• **Given task**
Please print all of the material below, word for word.

• **Records excerpted from a collection**

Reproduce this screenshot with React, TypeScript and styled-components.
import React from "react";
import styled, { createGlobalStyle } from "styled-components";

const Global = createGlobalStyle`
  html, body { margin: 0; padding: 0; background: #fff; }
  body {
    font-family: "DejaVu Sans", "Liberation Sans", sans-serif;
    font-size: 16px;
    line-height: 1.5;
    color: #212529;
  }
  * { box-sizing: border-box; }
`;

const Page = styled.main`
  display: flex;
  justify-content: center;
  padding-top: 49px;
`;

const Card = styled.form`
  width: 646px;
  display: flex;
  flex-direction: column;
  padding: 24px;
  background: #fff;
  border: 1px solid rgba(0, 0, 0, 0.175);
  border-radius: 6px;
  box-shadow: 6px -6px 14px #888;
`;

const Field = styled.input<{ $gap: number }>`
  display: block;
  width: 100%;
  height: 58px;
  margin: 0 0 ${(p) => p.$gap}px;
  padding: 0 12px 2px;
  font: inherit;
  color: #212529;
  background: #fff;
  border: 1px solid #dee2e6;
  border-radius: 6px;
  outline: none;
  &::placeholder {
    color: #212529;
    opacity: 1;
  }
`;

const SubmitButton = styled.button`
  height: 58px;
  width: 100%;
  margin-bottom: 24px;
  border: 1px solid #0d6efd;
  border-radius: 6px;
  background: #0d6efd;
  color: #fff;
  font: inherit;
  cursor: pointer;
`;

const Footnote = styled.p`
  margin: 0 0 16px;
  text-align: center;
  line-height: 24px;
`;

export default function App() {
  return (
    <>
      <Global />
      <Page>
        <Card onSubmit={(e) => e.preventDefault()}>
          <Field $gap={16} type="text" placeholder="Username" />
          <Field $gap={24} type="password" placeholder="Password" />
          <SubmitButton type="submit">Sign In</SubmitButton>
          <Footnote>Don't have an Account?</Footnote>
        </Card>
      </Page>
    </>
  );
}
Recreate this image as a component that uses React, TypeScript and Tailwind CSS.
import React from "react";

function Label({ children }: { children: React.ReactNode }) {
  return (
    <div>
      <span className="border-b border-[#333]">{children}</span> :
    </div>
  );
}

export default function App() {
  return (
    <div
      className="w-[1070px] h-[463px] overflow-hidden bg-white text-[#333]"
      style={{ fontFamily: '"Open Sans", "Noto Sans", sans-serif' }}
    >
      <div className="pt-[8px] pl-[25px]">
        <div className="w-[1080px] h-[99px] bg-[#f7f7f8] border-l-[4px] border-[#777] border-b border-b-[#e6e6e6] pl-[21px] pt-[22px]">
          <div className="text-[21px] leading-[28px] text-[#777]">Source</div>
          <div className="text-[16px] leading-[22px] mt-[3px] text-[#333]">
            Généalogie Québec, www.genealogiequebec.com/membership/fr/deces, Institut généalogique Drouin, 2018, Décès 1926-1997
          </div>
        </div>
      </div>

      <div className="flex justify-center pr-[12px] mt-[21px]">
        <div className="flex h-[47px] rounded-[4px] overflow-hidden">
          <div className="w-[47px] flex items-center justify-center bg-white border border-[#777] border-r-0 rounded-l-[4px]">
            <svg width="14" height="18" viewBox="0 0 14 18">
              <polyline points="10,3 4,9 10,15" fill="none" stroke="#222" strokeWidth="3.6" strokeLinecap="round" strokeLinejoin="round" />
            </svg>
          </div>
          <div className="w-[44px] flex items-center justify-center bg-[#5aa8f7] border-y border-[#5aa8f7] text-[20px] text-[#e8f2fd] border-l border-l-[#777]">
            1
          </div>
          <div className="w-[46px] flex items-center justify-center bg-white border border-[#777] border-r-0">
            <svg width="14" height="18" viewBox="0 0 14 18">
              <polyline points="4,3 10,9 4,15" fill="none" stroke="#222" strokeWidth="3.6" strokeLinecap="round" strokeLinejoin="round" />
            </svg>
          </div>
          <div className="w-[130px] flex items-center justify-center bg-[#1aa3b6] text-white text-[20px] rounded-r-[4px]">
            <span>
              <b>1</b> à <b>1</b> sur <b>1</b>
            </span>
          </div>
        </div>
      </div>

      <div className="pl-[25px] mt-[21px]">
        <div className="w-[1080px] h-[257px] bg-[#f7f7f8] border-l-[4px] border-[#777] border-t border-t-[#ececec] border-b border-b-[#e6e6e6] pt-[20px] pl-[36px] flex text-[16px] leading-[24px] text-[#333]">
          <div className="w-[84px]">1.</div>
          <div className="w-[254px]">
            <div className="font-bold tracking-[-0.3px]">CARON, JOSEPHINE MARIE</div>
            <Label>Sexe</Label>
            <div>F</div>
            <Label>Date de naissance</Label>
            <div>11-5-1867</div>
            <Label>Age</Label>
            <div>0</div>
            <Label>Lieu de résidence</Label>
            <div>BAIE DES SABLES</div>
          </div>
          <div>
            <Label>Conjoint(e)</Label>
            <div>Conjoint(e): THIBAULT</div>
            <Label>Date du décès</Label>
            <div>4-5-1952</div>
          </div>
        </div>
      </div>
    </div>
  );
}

• **Correct output**
Reproduce this screenshot with React, TypeScript and styled-components.
import React from "react";
import styled, { createGlobalStyle } from "styled-components";

const Global = createGlobalStyle`
  html, body { margin: 0; padding: 0; background: #fff; }
  body {
    font-family: "DejaVu Sans", "Liberation Sans", sans-serif;
    font-size: 16px;
    line-height: 1.5;
    color: #212529;
  }
  * { box-sizing: border-box; }
`;

const Page = styled.main`
  display: flex;
  justify-content: center;
  padding-top: 49px;
`;

const Card = styled.form`
  width: 646px;
  display: flex;
  flex-direction: column;
  padding: 24px;
  background: #fff;
  border: 1px solid rgba(0, 0, 0, 0.175);
  border-radius: 6px;
  box-shadow: 6px -6px 14px #888;
`;

const Field = styled.input<{ $gap: number }>`
  display: block;
  width: 100%;
  height: 58px;
  margin: 0 0 ${(p) => p.$gap}px;
  padding: 0 12px 2px;
  font: inherit;
  color: #212529;
  background: #fff;
  border: 1px solid #dee2e6;
  border-radius: 6px;
  outline: none;
  &::placeholder {
    color: #212529;
    opacity: 1;
  }
`;

const SubmitButton = styled.button`
  height: 58px;
  width: 100%;
  margin-bottom: 24px;
  border: 1px solid #0d6efd;
  border-radius: 6px;
  background: #0d6efd;
  color: #fff;
  font: inherit;
  cursor: pointer;
`;

const Footnote = styled.p`
  margin: 0 0 16px;
  text-align: center;
  line-height: 24px;
`;

export default function App() {
  return (
    <>
      <Global />
      <Page>
        <Card onSubmit={(e) => e.preventDefault()}>
          <Field $gap={16} type="text" placeholder="Username" />
          <Field $gap={24} type="password" placeholder="Password" />
          <SubmitButton type="submit">Sign In</SubmitButton>
          <Footnote>Don't have an Account?</Footnote>
        </Card>
      </Page>
    </>
  );
}
Recreate this image as a component that uses React, TypeScript and Tailwind CSS.
import React from "react";

function Label({ children }: { children: React.ReactNode }) {
  return (
    <div>
      <span className="border-b border-[#333]">{children}</span> :
    </div>
  );
}

export default function App() {
  return (
    <div
      className="w-[1070px] h-[463px] overflow-hidden bg-white text-[#333]"
      style={{ fontFamily: '"Open Sans", "Noto Sans", sans-serif' }}
    >
      <div className="pt-[8px] pl-[25px]">
        <div className="w-[1080px] h-[99px] bg-[#f7f7f8] border-l-[4px] border-[#777] border-b border-b-[#e6e6e6] pl-[21px] pt-[22px]">
          <div className="text-[21px] leading-[28px] text-[#777]">Source</div>
          <div className="text-[16px] leading-[22px] mt-[3px] text-[#333]">
            Généalogie Québec, www.genealogiequebec.com/membership/fr/deces, Institut généalogique Drouin, 2018, Décès 1926-1997
          </div>
        </div>
      </div>

      <div className="flex justify-center pr-[12px] mt-[21px]">
        <div className="flex h-[47px] rounded-[4px] overflow-hidden">
          <div className="w-[47px] flex items-center justify-center bg-white border border-[#777] border-r-0 rounded-l-[4px]">
            <svg width="14" height="18" viewBox="0 0 14 18">
              <polyline points="10,3 4,9 10,15" fill="none" stroke="#222" strokeWidth="3.6" strokeLinecap="round" strokeLinejoin="round" />
            </svg>
          </div>
          <div className="w-[44px] flex items-center justify-center bg-[#5aa8f7] border-y border-[#5aa8f7] text-[20px] text-[#e8f2fd] border-l border-l-[#777]">
            1
          </div>
          <div className="w-[46px] flex items-center justify-center bg-white border border-[#777] border-r-0">
            <svg width="14" height="18" viewBox="0 0 14 18">
              <polyline points="4,3 10,9 4,15" fill="none" stroke="#222" strokeWidth="3.6" strokeLinecap="round" strokeLinejoin="round" />
            </svg>
          </div>
          <div className="w-[130px] flex items-center justify-center bg-[#1aa3b6] text-white text-[20px] rounded-r-[4px]">
            <span>
              <b>1</b> à <b>1</b> sur <b>1</b>
            </span>
          </div>
        </div>
      </div>

      <div className="pl-[25px] mt-[21px]">
        <div className="w-[1080px] h-[257px] bg-[#f7f7f8] border-l-[4px] border-[#777] border-t border-t-[#ececec] border-b border-b-[#e6e6e6] pt-[20px] pl-[36px] flex text-[16px] leading-[24px] text-[#333]">
          <div className="w-[84px]">1.</div>
          <div className="w-[254px]">
            <div className="font-bold tracking-[-0.3px]">CARON, JOSEPHINE MARIE</div>
            <Label>Sexe</Label>
            <div>F</div>
            <Label>Date de naissance</Label>
            <div>11-5-1867</div>
            <Label>Age</Label>
            <div>0</div>
            <Label>Lieu de résidence</Label>
            <div>BAIE DES SABLES</div>
          </div>
          <div>
            <Label>Conjoint(e)</Label>
            <div>Conjoint(e): THIBAULT</div>
            <Label>Date du décès</Label>
            <div>4-5-1952</div>
          </div>
        </div>
      </div>
    </div>
  );
}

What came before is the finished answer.